Wednesday, 29 September 2010

When is the time right?

The question of when to give our children any spiritual guidance is another of those hot topics. How do you know when the time is right?

The answer, I suspect, is as tangled as any other regarding parenting. Each person has their own views on this, but it is never black and white. How much is a child ever ready for?

Each child, each parent and each circumstance is always going to be different. How I do things may not be how Belinda the good witch from down the street does things, nor how Grot-bag from round the corner does it. I do however think there are probably signs of when a child is ready for some spiritual guidance though, much as there are signs that a child is ready for potty-training!

All I can offer is my own experience and I hope you'll all add your voices of your own experiences to make a sort of patchwork quilt effect of all the extremes of 'normal'.

The first indication that I got from my son that he was ready for some sort of spiritual sign post was when, in his natural childish curiosity, he became interested in my altar. As my altar changes he points things out to me and asks me about them. Without asking him to believe anything himself he is very keen to hear about the things that his mummy believes in. He is keen to understand why I am putting certain things on my altar. I hadn't thought that I would try to guide him at all, nor open him up to my spiritual path until he opened my eyes and made me think that actually he might want some spiritual grounding on which to build his own foundations. I hadn't considered before this interest in my altar started, that by avoiding the subject of spirituality (because I hadn't wanted to push my own set of beliefs upon him) that I would possibly be leaving a great gaping hole in his understanding of the world that he wouldn't know how to fill by himself. My son challenged all my ideas of what was right and what was wrong as a spiritual parent and left me far less sure of myself than I had been!

In these last few weeks my youngest (just turned 2) has reminded me of how very much a child learns purely from observation. Whether I choose to guide my children's spiritual development or not, there are moments during which my spiritual path floats so naturally into my mundane life that I hardly notice what I am doing. My little son however does notice everything I am doing!
After watching me drop a feather into the river that runs through our town, as a gift to its spirit my little son loves nothing more than to give the river gifts! Whenever we pass by now he wants to give the river a pretty leaf that he has picked up, or a shiny conker. Without me explaining what I was doing my little son just seems to 'get' it. He is particularly in love with the river, getting excited if we pass by. He even asked to give his bike to the river... Nice thought but I had to try to tell him that the river probably wouldn't want his bike. I don't know how to explain to a 2 year old the difference between a gift and littering!
This little habit is something that he seems to just resonate with. He doesn't need words or concepts to explain it, I truly do think he just feels a sense of connection. His love of the river is his own, but just seeing me that one time giving a feather to the river, was keenly observed and gave him a whole new way to express his love for the river. This is something that I feel is at the heart of paganism. And yet it is something that he has done quite naturally and it leaves me in awe of the human spirit and that urge we all have to make connections.

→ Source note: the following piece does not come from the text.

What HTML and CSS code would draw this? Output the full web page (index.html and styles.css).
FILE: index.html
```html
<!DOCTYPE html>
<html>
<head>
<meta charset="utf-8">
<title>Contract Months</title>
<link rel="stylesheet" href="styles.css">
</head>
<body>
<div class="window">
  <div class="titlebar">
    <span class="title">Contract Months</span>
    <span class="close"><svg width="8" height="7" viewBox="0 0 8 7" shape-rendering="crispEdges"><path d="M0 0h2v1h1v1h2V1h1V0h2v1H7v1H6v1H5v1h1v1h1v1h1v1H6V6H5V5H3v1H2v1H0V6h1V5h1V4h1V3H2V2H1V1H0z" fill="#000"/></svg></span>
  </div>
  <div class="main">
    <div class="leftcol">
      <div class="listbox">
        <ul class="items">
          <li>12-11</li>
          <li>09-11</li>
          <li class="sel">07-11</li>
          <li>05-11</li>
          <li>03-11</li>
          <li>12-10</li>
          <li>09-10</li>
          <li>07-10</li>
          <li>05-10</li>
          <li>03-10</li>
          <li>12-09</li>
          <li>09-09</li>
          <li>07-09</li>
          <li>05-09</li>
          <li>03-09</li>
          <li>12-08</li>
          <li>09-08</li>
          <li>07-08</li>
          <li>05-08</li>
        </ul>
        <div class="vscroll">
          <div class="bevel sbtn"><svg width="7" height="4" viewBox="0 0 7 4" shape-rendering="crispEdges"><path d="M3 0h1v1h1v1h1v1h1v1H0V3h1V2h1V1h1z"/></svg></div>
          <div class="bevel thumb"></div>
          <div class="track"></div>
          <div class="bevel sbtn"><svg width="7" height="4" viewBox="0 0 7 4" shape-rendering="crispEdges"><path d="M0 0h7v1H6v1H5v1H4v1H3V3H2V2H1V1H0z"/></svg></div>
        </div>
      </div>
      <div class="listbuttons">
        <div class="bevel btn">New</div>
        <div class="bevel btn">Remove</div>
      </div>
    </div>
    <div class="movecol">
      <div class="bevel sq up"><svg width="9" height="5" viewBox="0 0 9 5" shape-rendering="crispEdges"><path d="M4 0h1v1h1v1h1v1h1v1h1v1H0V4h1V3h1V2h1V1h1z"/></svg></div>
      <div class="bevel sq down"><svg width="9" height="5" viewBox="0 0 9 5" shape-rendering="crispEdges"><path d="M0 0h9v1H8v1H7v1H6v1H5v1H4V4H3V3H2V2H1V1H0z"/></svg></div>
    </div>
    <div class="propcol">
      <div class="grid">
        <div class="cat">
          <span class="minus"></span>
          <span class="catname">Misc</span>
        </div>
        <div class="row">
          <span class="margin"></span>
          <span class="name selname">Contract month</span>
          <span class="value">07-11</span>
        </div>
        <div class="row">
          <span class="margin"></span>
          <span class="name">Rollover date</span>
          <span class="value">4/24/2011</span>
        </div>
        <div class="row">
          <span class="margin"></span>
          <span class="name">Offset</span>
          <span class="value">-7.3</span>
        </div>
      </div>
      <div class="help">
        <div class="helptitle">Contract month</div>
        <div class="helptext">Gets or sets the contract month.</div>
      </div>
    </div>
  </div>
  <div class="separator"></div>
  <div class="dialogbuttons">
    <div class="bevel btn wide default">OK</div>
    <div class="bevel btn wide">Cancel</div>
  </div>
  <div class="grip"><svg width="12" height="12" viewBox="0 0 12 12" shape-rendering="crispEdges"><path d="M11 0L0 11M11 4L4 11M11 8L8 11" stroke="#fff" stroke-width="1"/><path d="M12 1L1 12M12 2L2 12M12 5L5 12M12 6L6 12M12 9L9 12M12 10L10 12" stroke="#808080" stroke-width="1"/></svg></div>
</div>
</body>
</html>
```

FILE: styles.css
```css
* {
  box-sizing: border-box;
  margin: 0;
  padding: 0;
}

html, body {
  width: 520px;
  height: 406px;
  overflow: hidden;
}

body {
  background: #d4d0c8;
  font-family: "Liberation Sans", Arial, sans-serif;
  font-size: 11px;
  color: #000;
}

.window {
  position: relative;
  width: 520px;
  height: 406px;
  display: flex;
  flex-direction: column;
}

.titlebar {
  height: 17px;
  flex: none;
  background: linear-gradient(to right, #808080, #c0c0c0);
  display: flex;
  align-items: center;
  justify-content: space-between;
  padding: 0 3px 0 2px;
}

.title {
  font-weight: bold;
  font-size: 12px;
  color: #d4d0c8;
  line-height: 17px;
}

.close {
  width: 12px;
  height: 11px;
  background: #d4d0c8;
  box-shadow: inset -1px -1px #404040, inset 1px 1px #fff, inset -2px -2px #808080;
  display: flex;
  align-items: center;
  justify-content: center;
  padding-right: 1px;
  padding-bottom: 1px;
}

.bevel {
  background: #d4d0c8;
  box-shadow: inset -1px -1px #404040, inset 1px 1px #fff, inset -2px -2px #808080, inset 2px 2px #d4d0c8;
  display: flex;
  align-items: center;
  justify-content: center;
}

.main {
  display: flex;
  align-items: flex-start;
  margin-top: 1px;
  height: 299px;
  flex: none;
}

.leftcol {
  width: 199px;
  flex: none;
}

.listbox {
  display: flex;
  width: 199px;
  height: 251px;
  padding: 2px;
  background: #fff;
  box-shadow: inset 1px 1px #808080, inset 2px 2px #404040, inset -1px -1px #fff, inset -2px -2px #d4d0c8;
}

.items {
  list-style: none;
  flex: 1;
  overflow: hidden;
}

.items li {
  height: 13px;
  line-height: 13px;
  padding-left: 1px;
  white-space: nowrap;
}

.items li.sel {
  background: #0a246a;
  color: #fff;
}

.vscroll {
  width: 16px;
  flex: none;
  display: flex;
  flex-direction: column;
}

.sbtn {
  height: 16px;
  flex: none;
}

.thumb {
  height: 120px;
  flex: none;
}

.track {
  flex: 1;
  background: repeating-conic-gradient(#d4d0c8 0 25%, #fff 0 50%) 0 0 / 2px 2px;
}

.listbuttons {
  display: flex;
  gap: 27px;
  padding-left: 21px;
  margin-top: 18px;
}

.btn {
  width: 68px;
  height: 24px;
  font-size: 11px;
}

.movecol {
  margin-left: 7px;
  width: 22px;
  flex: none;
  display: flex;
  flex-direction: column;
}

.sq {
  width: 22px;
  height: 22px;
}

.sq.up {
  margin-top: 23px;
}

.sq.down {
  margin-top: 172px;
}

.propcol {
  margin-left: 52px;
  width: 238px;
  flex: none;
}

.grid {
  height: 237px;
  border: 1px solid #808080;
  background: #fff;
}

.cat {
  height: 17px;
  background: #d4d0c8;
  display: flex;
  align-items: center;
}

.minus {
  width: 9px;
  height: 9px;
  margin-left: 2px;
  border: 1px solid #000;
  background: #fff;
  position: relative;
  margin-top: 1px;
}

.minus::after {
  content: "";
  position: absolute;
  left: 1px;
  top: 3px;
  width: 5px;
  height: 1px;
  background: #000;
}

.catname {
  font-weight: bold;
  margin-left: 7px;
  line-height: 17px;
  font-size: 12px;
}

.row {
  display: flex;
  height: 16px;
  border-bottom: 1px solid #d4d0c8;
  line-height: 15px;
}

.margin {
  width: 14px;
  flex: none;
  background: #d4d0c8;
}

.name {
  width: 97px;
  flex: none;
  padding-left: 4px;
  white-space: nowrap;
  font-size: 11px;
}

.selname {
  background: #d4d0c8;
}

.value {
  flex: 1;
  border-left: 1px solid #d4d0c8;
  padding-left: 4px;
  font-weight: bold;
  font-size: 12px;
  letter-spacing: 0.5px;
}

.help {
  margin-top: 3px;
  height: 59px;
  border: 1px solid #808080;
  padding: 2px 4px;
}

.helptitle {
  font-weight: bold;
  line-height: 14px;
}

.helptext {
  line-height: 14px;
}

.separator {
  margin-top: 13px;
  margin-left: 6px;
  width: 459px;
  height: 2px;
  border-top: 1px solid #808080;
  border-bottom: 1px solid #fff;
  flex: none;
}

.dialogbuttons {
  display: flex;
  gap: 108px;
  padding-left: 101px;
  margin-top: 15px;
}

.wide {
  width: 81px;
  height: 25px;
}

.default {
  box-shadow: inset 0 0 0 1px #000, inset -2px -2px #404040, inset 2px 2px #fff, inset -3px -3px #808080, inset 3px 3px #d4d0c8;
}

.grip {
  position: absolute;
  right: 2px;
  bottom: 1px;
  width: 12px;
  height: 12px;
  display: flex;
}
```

The point I am trying to make here in a rather long and rambling way, is that I didn't decide when my little boy was ready to understand these things - rather he guided me as to when he was ready and how much he was ready to understand. My children never fail to surprise me, and in this, as with many other things, I will let them be my guide.

1 comment:

  1. I agree wholeheartedly with your assessment that kids will tell us when they need or want that information. I also think that just including them in the little stuff - gifts to the river, a season table, or feeding the birds through the winter - is enough when they're very small. I have a 6-year-old who occasionally asks about religious holidays on her calendar... and we just tell her that different people believe different things about how the world came to be... and that we celebrate the stories we have about how it happened... none of us were here to truly know. And right now that seems to be enough for her. Some days she asks what I believe... and I'm always honest with her, though I do keep it very basic. In my opinion, you've done well to notice your child's indications that he wants some spiritual guidance, and to keep in age appropriate without being dogmatic! Great job!